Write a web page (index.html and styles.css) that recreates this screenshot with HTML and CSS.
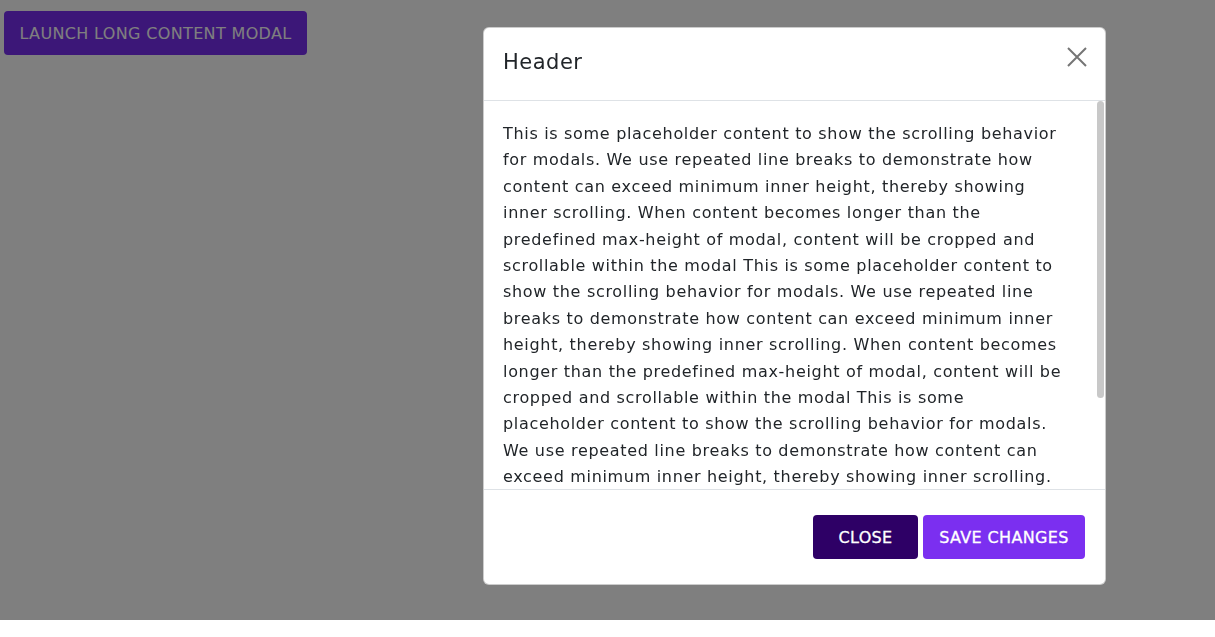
FILE: index.html
```html
<!DOCTYPE html>
<html lang="en">
<head>
<meta charset="utf-8">
<title>Long content modal</title>
<link rel="stylesheet" href="styles.css">
</head>
<body>
<div class="page">
  <button class="btn btn-launch" type="button">Launch long content modal</button>
</div>
<div class="backdrop">
  <div class="modal">
    <div class="modal-header">
      <h5 class="modal-title">Header</h5>
      <button class="btn-close" type="button" aria-label="Close">
        <svg width="20" height="20" viewBox="0 0 20 20"><path d="M1 1 L19 19 M19 1 L1 19" stroke="#757575" stroke-width="2" fill="none"/></svg>
      </button>
    </div>
    <div class="modal-body-wrap">
      <div class="modal-body">
        <p>This is some placeholder content to show the scrolling behavior for modals. We use repeated line breaks to demonstrate how content can exceed minimum inner height, thereby showing inner scrolling. When content becomes longer than the predefined max-height of modal, content will be cropped and scrollable within the modal This is some placeholder content to show the scrolling behavior for modals. We use repeated line breaks to demonstrate how content can exceed minimum inner height, thereby showing inner scrolling. When content becomes longer than the predefined max-height of modal, content will be cropped and scrollable within the modal This is some placeholder content to show the scrolling behavior for modals. We use repeated line breaks to demonstrate how content can exceed minimum inner height, thereby showing inner scrolling. When content becomes longer than the predefined max-height of modal, content will be cropped and scrollable within the modal</p>
      </div>
      <div class="scroll-thumb" aria-hidden="true"></div>
    </div>
    <div class="modal-footer">
      <button class="btn btn-close-modal" type="button">Close</button>
      <button class="btn btn-save" type="button">Save changes</button>
    </div>
  </div>
</div>
</body>
</html>
```
FILE: styles.css
```css
* { box-sizing: border-box; }
html, body { margin: 0; padding: 0; }
body {
  background: #ffffff;
  font-family: "DejaVu Sans", "Liberation Sans", sans-serif;
  color: #212529;
  height: 637px;
  overflow: hidden;
}
.page {
  padding: 11px 4px;
}
.btn {
  font-family: inherit;
  font-size: 16px;
  letter-spacing: 0.35px;
  text-transform: uppercase;
  border: 0;
  border-radius: 4px;
  height: 44px;
  color: #ffffff;
  cursor: pointer;
  padding: 0;
}
.btn-launch {
  width: 303px;
  background: #782ef0;
  font-weight: 400;
}
.backdrop {
  position: fixed;
  top: 0;
  left: 0;
  width: 100%;
  height: 620px;
  background: rgba(0, 0, 0, 0.5);
  padding: 27px 109px 35px 483px;
}
.modal {
  width: 623px;
  height: 558px;
  background: #ffffff;
  border: 1px solid rgba(0, 0, 0, 0.2);
  border-radius: 6px;
  display: flex;
  flex-direction: column;
  overflow: hidden;
}
.modal-header {
  height: 73px;
  flex: none;
  display: flex;
  align-items: center;
  justify-content: space-between;
  padding: 0 18px 4px 19px;
  border-bottom: 1px solid #dee2e6;
}
.modal-title {
  margin: 0;
  font-size: 21px;
  letter-spacing: 0.5px;
  font-weight: 400;
  color: #212529;
}
.btn-close {
  border: 0;
  background: transparent;
  padding: 0;
  width: 20px;
  height: 20px;
  margin-top: -10px;
  cursor: pointer;
}
.btn-close svg { display: block; }
.modal-body-wrap {
  flex: 1;
  min-height: 0;
  position: relative;
  display: flex;
}
.modal-body {
  flex: 1;
  overflow-y: auto;
  scrollbar-width: none;
  padding: 20px 0 20px 19px;
}
.modal-body::-webkit-scrollbar { display: none; }
.modal-body p {
  margin: 0;
  width: 566px;
  font-size: 16px;
  letter-spacing: 0.68px;
  line-height: 26.4px;
}
.scroll-thumb {
  position: absolute;
  top: 0;
  right: 1px;
  width: 7px;
  height: 297px;
  border-radius: 4px;
  background: #c8c8c8;
}
.modal-footer {
  height: 95px;
  flex: none;
  display: flex;
  align-items: center;
  justify-content: flex-end;
  gap: 5px;
  padding: 0 20px;
  border-top: 1px solid #dee2e6;
}
.btn-close-modal,
.btn-save {
  -webkit-text-stroke: 0.3px #ffffff;
}
.btn-close-modal {
  width: 105px;
  background: #2e0066;
}
.btn-save {
  width: 162px;
  background: #7b2ff0;
}
```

###

-- Goal --
Leave the pictures out and copy the rest of the data exactly.

-- Reply to the exercise --
Write a web page (index.html and styles.css) that recreates this screenshot with HTML and CSS.
FILE: index.html
```html
<!DOCTYPE html>
<html lang="en">
<head>
<meta charset="utf-8">
<title>Long content modal</title>
<link rel="stylesheet" href="styles.css">
</head>
<body>
<div class="page">
  <button class="btn btn-launch" type="button">Launch long content modal</button>
</div>
<div class="backdrop">
  <div class="modal">
    <div class="modal-header">
      <h5 class="modal-title">Header</h5>
      <button class="btn-close" type="button" aria-label="Close">
        <svg width="20" height="20" viewBox="0 0 20 20"><path d="M1 1 L19 19 M19 1 L1 19" stroke="#757575" stroke-width="2" fill="none"/></svg>
      </button>
    </div>
    <div class="modal-body-wrap">
      <div class="modal-body">
        <p>This is some placeholder content to show the scrolling behavior for modals. We use repeated line breaks to demonstrate how content can exceed minimum inner height, thereby showing inner scrolling. When content becomes longer than the predefined max-height of modal, content will be cropped and scrollable within the modal This is some placeholder content to show the scrolling behavior for modals. We use repeated line breaks to demonstrate how content can exceed minimum inner height, thereby showing inner scrolling. When content becomes longer than the predefined max-height of modal, content will be cropped and scrollable within the modal This is some placeholder content to show the scrolling behavior for modals. We use repeated line breaks to demonstrate how content can exceed minimum inner height, thereby showing inner scrolling. When content becomes longer than the predefined max-height of modal, content will be cropped and scrollable within the modal</p>
      </div>
      <div class="scroll-thumb" aria-hidden="true"></div>
    </div>
    <div class="modal-footer">
      <button class="btn btn-close-modal" type="button">Close</button>
      <button class="btn btn-save" type="button">Save changes</button>
    </div>
  </div>
</div>
</body>
</html>
```
FILE: styles.css
```css
* { box-sizing: border-box; }
html, body { margin: 0; padding: 0; }
body {
  background: #ffffff;
  font-family: "DejaVu Sans", "Liberation Sans", sans-serif;
  color: #212529;
  height: 637px;
  overflow: hidden;
}
.page {
  padding: 11px 4px;
}
.btn {
  font-family: inherit;
  font-size: 16px;
  letter-spacing: 0.35px;
  text-transform: uppercase;
  border: 0;
  border-radius: 4px;
  height: 44px;
  color: #ffffff;
  cursor: pointer;
  padding: 0;
}
.btn-launch {
  width: 303px;
  background: #782ef0;
  font-weight: 400;
}
.backdrop {
  position: fixed;
  top: 0;
  left: 0;
  width: 100%;
  height: 620px;
  background: rgba(0, 0, 0, 0.5);
  padding: 27px 109px 35px 483px;
}
.modal {
  width: 623px;
  height: 558px;
  background: #ffffff;
  border: 1px solid rgba(0, 0, 0, 0.2);
  border-radius: 6px;
  display: flex;
  flex-direction: column;
  overflow: hidden;
}
.modal-header {
  height: 73px;
  flex: none;
  display: flex;
  align-items: center;
  justify-content: space-between;
  padding: 0 18px 4px 19px;
  border-bottom: 1px solid #dee2e6;
}
.modal-title {
  margin: 0;
  font-size: 21px;
  letter-spacing: 0.5px;
  font-weight: 400;
  color: #212529;
}
.btn-close {
  border: 0;
  background: transparent;
  padding: 0;
  width: 20px;
  height: 20px;
  margin-top: -10px;
  cursor: pointer;
}
.btn-close svg { display: block; }
.modal-body-wrap {
  flex: 1;
  min-height: 0;
  position: relative;
  display: flex;
}
.modal-body {
  flex: 1;
  overflow-y: auto;
  scrollbar-width: none;
  padding: 20px 0 20px 19px;
}
.modal-body::-webkit-scrollbar { display: none; }
.modal-body p {
  margin: 0;
  width: 566px;
  font-size: 16px;
  letter-spacing: 0.68px;
  line-height: 26.4px;
}
.scroll-thumb {
  position: absolute;
  top: 0;
  right: 1px;
  width: 7px;
  height: 297px;
  border-radius: 4px;
  background: #c8c8c8;
}
.modal-footer {
  height: 95px;
  flex: none;
  display: flex;
  align-items: center;
  justify-content: flex-end;
  gap: 5px;
  padding: 0 20px;
  border-top: 1px solid #dee2e6;
}
.btn-close-modal,
.btn-save {
  -webkit-text-stroke: 0.3px #ffffff;
}
.btn-close-modal {
  width: 105px;
  background: #2e0066;
}
.btn-save {
  width: 162px;
  background: #7b2ff0;
}
```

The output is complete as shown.